Modules which support only some or none of the proactive commands listed above will not be able to access as many networks as modules that support all of them. Some networks will not be accessible to them at all because they require IMSI switching to be available to the device.
SIMs that spend a significant amount of time attached to visited cellular networks rather than their home networks are said to be permanently roaming. This applies to any SIM, from any provider. To be deemed roaming permanently, the SIM must spend 1-3 months attached to the visited network. The exact duration depends on the visited carrier and local regulation.
Most countries don’t prevent permanent roaming, but a small number of nations, listed below, restrict or even forbid it. They do so typically to prevent businesses and individuals in those countries from sourcing connectivity from non-local providers. However, such restrictions also impact products like Super SIM.
Super SIMs are always roaming. If you intend to use a Super SIM-connected device in a country for more than 30 days, especially those listed below, you should consider the risks of being blocked from a network due to permanent roaming restrictions.
Countries with permanently roaming regulations include, but are not limited to:
- Saudi Arabia
- United Arab Emirates
In these countries, SIMs can roam initially, but if they continue to do so for between one and three months, depending on the territory, they may be blocked. These restrictions are not specific to Super SIM, all non-local connectivity providers are subject to the same rules.
The local networks typically determine if a SIM is permanently roaming by checking the IMSI. Super SIMs hold multiple IMSIs and if the IMSI normally used in a country is blocked from accessing a network due to permanent roaming restrictions, you may be able to get reconnected, at least temporarily, on one of the backup IMSIs. If you find yourself blocked by a network, you may still be able to connect to other networks enabled in your Network Access Profile (NAP) if coverage is available.
If you are looking to use Super SIM in one of the above countries with permanent roaming restrictions, we encourage you to discuss your plans with one of our IoT Sales Specialists.
The default Super SIM APN is
Support for distributed Internet breakouts are now available to all customers. Using a distributed breakout is key to achieving low latency. We offer a breakout in Frankfurt for Super SIM customers in Europe and Africa, and a breakout in Singapore for Super SIM customers in Asia Pacific. More locations will follow.

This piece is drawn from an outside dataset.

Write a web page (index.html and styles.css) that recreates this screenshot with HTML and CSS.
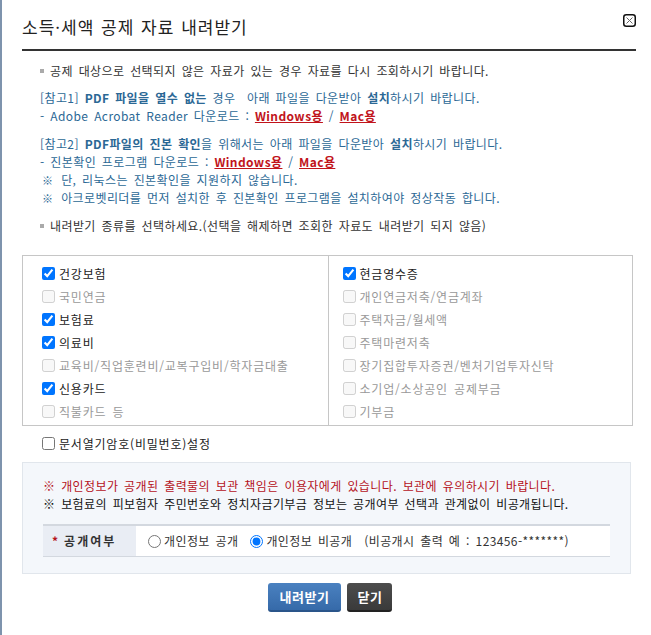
FILE: index.html
```html
<!DOCTYPE html>
<html lang="ko">
<head>
    <meta charset="UTF-8">
    <title>소득·세액 공제 자료 내려받기</title>
    <link rel="stylesheet" href="styles.css">
</head>
<body>
    <div class="popup">
        <div class="popup-header">
            <h1>소득·세액 공제 자료 내려받기</h1>
            <button type="button" class="close-btn" title="닫기">
                <svg width="13" height="13" viewBox="0 0 13 13">
                    <rect x="0.75" y="0.75" width="11.5" height="11.5" rx="2.5" fill="#fff" stroke="#111" stroke-width="1.5"/>
                    <path d="M3.5 3.5 L9.5 9.5 M9.5 3.5 L3.5 9.5" stroke="#666" stroke-width="1"/>
                </svg>
            </button>
        </div>

        <div class="guide">
            <p class="bullet"><span class="sq"></span>공제 대상으로 선택되지 않은 자료가 있는 경우 자료를 다시 조회하시기 바랍니다.</p>

            <div class="note">
                <p>[참고1] <b>PDF 파일을 열수 없는</b> 경우 &nbsp;아래 파일을 다운받아 <b>설치</b>하시기 바랍니다.</p>
                <p>- Adobe Acrobat Reader 다운로드 : <a href="#">Windows용</a> / <a href="#">Mac용</a></p>
            </div>

            <div class="note">
                <p>[참고2] <b>PDF파일의 진본 확인</b>을 위해서는 아래 파일을 다운받아 <b>설치</b>하시기 바랍니다.</p>
                <p>- 진본확인 프로그램 다운로드 : <a href="#">Windows용</a> / <a href="#">Mac용</a></p>
                <p><span class="mark">※</span> 단, 리눅스는 진본확인을 지원하지 않습니다.</p>
                <p><span class="mark">※</span> 아크로벳리더를 먼저 설치한 후 진본확인 프로그램을 설치하여야 정상작동 합니다.</p>
            </div>

            <p class="bullet"><span class="sq"></span>내려받기 종류를 선택하세요.(선택을 해제하면 조회한 자료도 내려받기 되지 않음)</p>
        </div>

        <div class="type-box">
            <div class="type-col">
                <label class="chk"><input type="checkbox" checked>건강보험</label>
                <label class="chk off"><input type="checkbox" disabled>국민연금</label>
                <label class="chk"><input type="checkbox" checked>보험료</label>
                <label class="chk"><input type="checkbox" checked>의료비</label>
                <label class="chk off"><input type="checkbox" disabled>교육비/직업훈련비/교복구입비/학자금대출</label>
                <label class="chk"><input type="checkbox" checked>신용카드</label>
                <label class="chk off"><input type="checkbox" disabled>직불카드 등</label>
            </div>
            <div class="type-col">
                <label class="chk"><input type="checkbox" checked>현금영수증</label>
                <label class="chk off"><input type="checkbox" disabled>개인연금저축/연금계좌</label>
                <label class="chk off"><input type="checkbox" disabled>주택자금/월세액</label>
                <label class="chk off"><input type="checkbox" disabled>주택마련저축</label>
                <label class="chk off"><input type="checkbox" disabled>장기집합투자증권/벤처기업투자신탁</label>
                <label class="chk off"><input type="checkbox" disabled>소기업/소상공인 공제부금</label>
                <label class="chk off"><input type="checkbox" disabled>기부금</label>
            </div>
        </div>

        <label class="chk pw"><input type="checkbox">문서열기암호(비밀번호)설정</label>

        <div class="privacy">
            <p class="warn">※ 개인정보가 공개된 출력물의 보관 책임은 이용자에게 있습니다. 보관에 유의하시기 바랍니다.</p>
            <p>※ 보험료의 피보험자 주민번호와 정치자금기부금 정보는 공개여부 선택과 관계없이 비공개됩니다.</p>
            <div class="privacy-row">
                <div class="privacy-label"><span class="req">*</span>공개여부</div>
                <div class="privacy-value">
                    <label class="rdo"><input type="radio" name="open">개인정보 공개</label>
                    <label class="rdo"><input type="radio" name="open" checked>개인정보 비공개</label>
                    <span class="example">(비공개시 출력 예 : 123456-*******)</span>
                </div>
            </div>
        </div>

        <div class="button-container">
            <button type="button" class="btn btn-blue">내려받기</button>
            <button type="button" class="btn btn-dark">닫기</button>
        </div>
    </div>
</body>
</html>
```

FILE: styles.css
```css
html, body {
    height: 100%;
}
body {
    margin: 0;
    background-color: #fff;
    border-left: 2px solid #7e93ad;
    box-sizing: border-box;
    font-family: 'Noto Sans CJK KR', 'DejaVu Sans', sans-serif;
    font-size: 12px;
    letter-spacing: 0.4px;
    word-spacing: 2px;
    color: #333;
}
p {
    margin: 0;
}
.popup {
    padding: 0 15px 0 20px;
}
.popup-header {
    display: flex;
    justify-content: space-between;
    align-items: center;
    height: 49px;
    border-bottom: 2px solid #333;
}
.popup-header h1 {
    margin: 0;
    font-size: 17px;
    font-weight: normal;
    color: #222;
    letter-spacing: 1px;
    word-spacing: 1px;
    padding-top: 3px;
}
.close-btn {
    border: none;
    background: none;
    padding: 0;
    align-self: flex-start;
    margin-top: 14px;
    display: flex;
}
.guide {
    padding: 11px 0 0 18px;
    line-height: 18px;
}
.bullet {
    color: #333;
    display: flex;
    align-items: center;
}
.sq {
    width: 4px;
    height: 4px;
    background-color: #aaa;
    margin-right: 6px;
}
.note {
    margin-top: 9px;
    color: #2b6895;
}
.note + .note {
    margin-top: 10px;
}
.note + .bullet {
    margin-top: 10px;
}
.note b {
    font-weight: bold;
}
.note a {
    color: #c1141b;
    font-weight: bold;
    text-decoration: underline;
}
.mark {
    font-size: 11px;
    margin: 0 2px 0 2px;
}
.type-box {
    display: grid;
    grid-template-columns: 1fr 1fr;
    border: 1px solid #c6c6c6;
    margin: 20px 3px 0 0;
}
.type-col {
    display: flex;
    flex-direction: column;
    padding: 6px 0 2px 19px;
}
.type-col + .type-col {
    border-left: 1px solid #c6c6c6;
    padding-left: 14px;
}
.chk {
    display: flex;
    align-items: center;
    height: 23px;
    color: #222;
    letter-spacing: 0.8px;
}
.chk input {
    margin: 0 4px 0 0;
    width: 13px;
    height: 13px;
}
.chk.off {
    color: #999;
}
.pw {
    margin: 6px 0 0 20px;
}
.privacy {
    margin: 7px 5px 0 0;
    background-color: #f4f7fb;
    border: 1px solid #e1e6ec;
    padding: 14px 20px 16px;
    line-height: 18px;
    color: #111;
}
.warn {
    color: #b5121b;
}
.privacy-row {
    display: flex;
    margin-top: 11px;
    border-top: 2px solid #d3d8df;
    border-bottom: 1px solid #d3d8df;
    height: 30px;
    background-color: #fff;
}
.privacy-label {
    width: 93px;
    background-color: #e9edf4;
    font-weight: bold;
    display: flex;
    align-items: center;
    padding-left: 9px;
    box-sizing: border-box;
    color: #333;
    letter-spacing: 2px;
}
.req {
    color: #b5121b;
    margin-right: 4px;
}
.privacy-value {
    display: flex;
    align-items: center;
    padding-left: 12px;
    gap: 12px;
    color: #333;
}
.rdo {
    display: flex;
    align-items: center;
}
.rdo input {
    margin: 0 3px 0 0;
    width: 13px;
    height: 13px;
}
.button-container {
    display: flex;
    justify-content: center;
    gap: 6px;
    margin-top: 9px;
    padding-left: 2px;
}
.btn {
    height: 29px;
    border: none;
    border-radius: 3px;
    color: #fff;
    font-family: inherit;
    font-size: 13px;
    font-weight: bold;
    letter-spacing: 0.5px;
    padding: 0 12px;
    cursor: pointer;
}
.btn-blue {
    background: linear-gradient(#4a81c0, #366aa9);
    border-bottom: 2px solid #2a558a;
}
.btn-dark {
    padding: 0 10px;
    background: linear-gradient(#4d4d4d, #3a3a3a);
    border-bottom: 2px solid #222;
}
```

The APN you use determines your breakout point. The default APN,
super, causes traffic to break out to the Internet from the Twilio Mobile Core in Ashburn, Virginia in the US. To make use of the Frankfurt breakout, set your device’s APN to
de1.super. To make use of the Singapore breakout, set your device’s APN to
You should use
super in all other circumstances.
You may be tempted to code your application to sample the SIM’s current IMSI and use its Public Land Mobile Network (PLMN) ID prefix to create and set an alternative APN. We do not recommend this approach, which is not only unnecessary but also risks loss of connectivity. Super SIM leverages multiple IMSIs to upgrade SIMs or for failover and they may be changed over-the-air. The current IMSI being used may change in the future. The generated APN may fail to resolve. In this case, the device won’t be able to communicate with the Twilio Mobile Core’s Packet-data Network Gateway (PGW) and so won’t gain access to the public Internet.

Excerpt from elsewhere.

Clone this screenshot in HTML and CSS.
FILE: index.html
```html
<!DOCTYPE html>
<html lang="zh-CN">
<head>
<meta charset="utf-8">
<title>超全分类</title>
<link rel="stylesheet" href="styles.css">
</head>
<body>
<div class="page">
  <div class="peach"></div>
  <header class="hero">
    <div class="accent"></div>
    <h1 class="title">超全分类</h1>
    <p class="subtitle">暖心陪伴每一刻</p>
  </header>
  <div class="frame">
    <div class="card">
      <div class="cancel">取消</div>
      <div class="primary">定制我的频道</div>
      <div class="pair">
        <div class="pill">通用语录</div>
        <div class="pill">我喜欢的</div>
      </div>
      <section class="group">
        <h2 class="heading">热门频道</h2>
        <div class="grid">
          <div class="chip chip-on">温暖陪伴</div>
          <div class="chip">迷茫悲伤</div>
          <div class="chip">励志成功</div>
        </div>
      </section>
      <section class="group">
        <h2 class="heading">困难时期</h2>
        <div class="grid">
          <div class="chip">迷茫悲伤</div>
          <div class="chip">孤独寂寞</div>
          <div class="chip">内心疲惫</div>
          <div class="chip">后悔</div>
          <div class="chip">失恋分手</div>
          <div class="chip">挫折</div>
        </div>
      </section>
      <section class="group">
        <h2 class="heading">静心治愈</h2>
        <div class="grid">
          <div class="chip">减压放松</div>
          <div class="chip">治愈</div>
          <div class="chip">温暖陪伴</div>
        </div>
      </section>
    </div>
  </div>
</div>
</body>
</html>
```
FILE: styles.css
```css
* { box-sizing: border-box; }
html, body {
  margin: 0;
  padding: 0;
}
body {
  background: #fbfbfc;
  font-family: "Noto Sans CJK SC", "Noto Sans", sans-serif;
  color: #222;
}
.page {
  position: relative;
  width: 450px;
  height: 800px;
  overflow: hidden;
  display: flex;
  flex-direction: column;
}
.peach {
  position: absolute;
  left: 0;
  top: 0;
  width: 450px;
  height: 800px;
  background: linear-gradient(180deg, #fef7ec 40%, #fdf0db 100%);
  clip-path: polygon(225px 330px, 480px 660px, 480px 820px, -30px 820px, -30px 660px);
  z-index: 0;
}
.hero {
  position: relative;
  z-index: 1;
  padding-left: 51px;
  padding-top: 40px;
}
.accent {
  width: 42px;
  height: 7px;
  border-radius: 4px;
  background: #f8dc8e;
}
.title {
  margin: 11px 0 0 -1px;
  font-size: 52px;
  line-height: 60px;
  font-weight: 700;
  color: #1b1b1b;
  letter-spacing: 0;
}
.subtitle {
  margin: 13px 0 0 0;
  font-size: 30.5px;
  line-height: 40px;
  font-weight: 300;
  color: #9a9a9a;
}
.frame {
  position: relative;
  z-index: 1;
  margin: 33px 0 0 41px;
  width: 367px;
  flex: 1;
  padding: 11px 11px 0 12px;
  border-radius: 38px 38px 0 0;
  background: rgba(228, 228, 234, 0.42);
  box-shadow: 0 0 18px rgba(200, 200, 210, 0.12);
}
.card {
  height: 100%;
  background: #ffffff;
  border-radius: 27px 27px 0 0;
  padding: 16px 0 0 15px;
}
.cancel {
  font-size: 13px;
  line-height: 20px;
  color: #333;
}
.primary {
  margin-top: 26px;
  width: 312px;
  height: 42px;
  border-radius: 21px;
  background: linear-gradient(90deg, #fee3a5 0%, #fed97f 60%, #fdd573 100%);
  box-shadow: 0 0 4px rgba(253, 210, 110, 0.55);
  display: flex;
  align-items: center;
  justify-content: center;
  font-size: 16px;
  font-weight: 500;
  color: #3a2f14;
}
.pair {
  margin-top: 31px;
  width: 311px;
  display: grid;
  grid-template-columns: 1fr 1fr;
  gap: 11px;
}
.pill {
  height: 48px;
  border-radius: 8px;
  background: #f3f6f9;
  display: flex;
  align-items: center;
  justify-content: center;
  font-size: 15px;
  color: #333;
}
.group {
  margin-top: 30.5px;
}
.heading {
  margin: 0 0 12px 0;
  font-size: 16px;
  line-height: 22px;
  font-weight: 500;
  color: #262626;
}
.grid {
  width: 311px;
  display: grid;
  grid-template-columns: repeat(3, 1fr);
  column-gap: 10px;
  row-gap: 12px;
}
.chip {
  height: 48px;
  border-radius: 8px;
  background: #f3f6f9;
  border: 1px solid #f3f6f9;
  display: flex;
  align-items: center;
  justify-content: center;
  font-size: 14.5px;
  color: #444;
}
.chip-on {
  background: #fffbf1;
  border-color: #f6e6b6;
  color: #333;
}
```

Instead, set your modem to use
super so that the full APN remains correct no matter what country in which it is trying to connect, or what IMSI the SIM applies. This includes not only the IMSIs that are currently available to the SIM, but others that may be added in future via over-the-air (OTA) updates.
Not all Super SIM-enabled products are custom-built devices. Some make use of new off-the-shelf hardware or repurpose older consumer devices — a great way to extend the life of unwanted electronics and to reduce e-waste.
However, mobile operating systems may alter the APN you have applied. They do so to make life easier for consumers, but this also means that you will need to adopt a strategy to deal with APN changes and, in extreme cases, being prevented from setting the APN at all.
Most Android devices let you enter
super in the Cellular networks > Access point names section of the Settings app, or similar depending on the version of Android in use or the degree of vendor modification.
However, some versions of Android require you to provide a Mobile Country Code (MCC) and Mobile Network Code (MNC) for an APN. This is to help match the APN to the IMSI being used by the device. You should make sure you enter this information. Super SIM can switch IMSI, of course, so you may need to add MCC, MCN, SPN, and APN combinations to your device, one for each of the four IMSIs that Super SIM currently makes available.
You can find details of the combinations in How to Set a Device’s APN for Super SIM.